■ **Objective**:
Starting at the top of the listing, extract every line up to and including the one with "import React from". Pictures stay out of the copy.
»»
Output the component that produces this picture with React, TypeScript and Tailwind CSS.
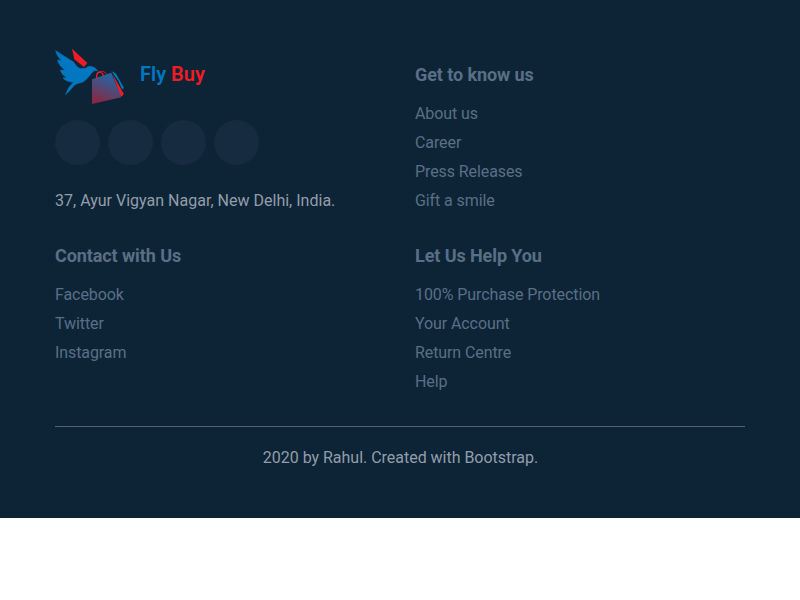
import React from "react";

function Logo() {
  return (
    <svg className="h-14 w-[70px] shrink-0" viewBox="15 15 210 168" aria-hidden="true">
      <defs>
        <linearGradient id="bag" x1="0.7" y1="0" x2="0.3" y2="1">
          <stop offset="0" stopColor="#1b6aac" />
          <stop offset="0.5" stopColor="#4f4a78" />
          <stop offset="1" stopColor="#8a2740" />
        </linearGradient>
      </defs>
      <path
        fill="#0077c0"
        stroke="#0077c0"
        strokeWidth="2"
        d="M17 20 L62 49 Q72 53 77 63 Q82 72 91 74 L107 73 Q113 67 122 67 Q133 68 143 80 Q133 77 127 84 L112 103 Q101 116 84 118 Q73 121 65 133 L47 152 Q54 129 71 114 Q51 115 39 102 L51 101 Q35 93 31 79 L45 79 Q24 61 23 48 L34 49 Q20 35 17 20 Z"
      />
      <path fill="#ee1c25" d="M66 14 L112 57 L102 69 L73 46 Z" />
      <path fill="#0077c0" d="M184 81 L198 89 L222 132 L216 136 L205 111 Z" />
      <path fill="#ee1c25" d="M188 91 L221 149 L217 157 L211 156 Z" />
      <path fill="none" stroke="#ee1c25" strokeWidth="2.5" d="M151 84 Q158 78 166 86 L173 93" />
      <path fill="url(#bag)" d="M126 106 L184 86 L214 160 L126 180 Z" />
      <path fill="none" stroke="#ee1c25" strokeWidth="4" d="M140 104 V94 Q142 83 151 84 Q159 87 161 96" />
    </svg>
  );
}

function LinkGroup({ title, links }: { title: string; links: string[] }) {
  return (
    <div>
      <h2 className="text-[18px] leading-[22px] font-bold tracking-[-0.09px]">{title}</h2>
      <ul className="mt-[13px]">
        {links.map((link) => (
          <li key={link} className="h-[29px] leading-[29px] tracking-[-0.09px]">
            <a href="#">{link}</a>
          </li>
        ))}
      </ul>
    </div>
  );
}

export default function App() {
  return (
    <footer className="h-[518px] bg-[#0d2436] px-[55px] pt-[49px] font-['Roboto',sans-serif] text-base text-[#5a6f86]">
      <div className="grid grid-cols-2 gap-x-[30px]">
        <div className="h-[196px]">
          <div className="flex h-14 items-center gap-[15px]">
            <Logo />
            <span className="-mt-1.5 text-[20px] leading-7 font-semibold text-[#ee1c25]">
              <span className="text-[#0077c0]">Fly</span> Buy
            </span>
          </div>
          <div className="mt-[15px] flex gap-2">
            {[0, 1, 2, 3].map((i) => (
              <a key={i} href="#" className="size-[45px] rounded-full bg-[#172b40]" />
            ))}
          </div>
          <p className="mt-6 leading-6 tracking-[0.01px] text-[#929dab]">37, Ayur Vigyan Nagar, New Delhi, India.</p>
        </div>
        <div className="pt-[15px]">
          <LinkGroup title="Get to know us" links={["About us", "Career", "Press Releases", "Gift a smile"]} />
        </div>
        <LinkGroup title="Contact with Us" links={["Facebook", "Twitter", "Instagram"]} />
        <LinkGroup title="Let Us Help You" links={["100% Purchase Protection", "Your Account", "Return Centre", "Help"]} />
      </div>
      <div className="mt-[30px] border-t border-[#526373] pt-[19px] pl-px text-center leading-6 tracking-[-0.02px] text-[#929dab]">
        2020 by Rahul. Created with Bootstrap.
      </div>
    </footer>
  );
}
««
■ **Expected answer**:
Output the component that produces this picture with React, TypeScript and Tailwind CSS.
import React from "react";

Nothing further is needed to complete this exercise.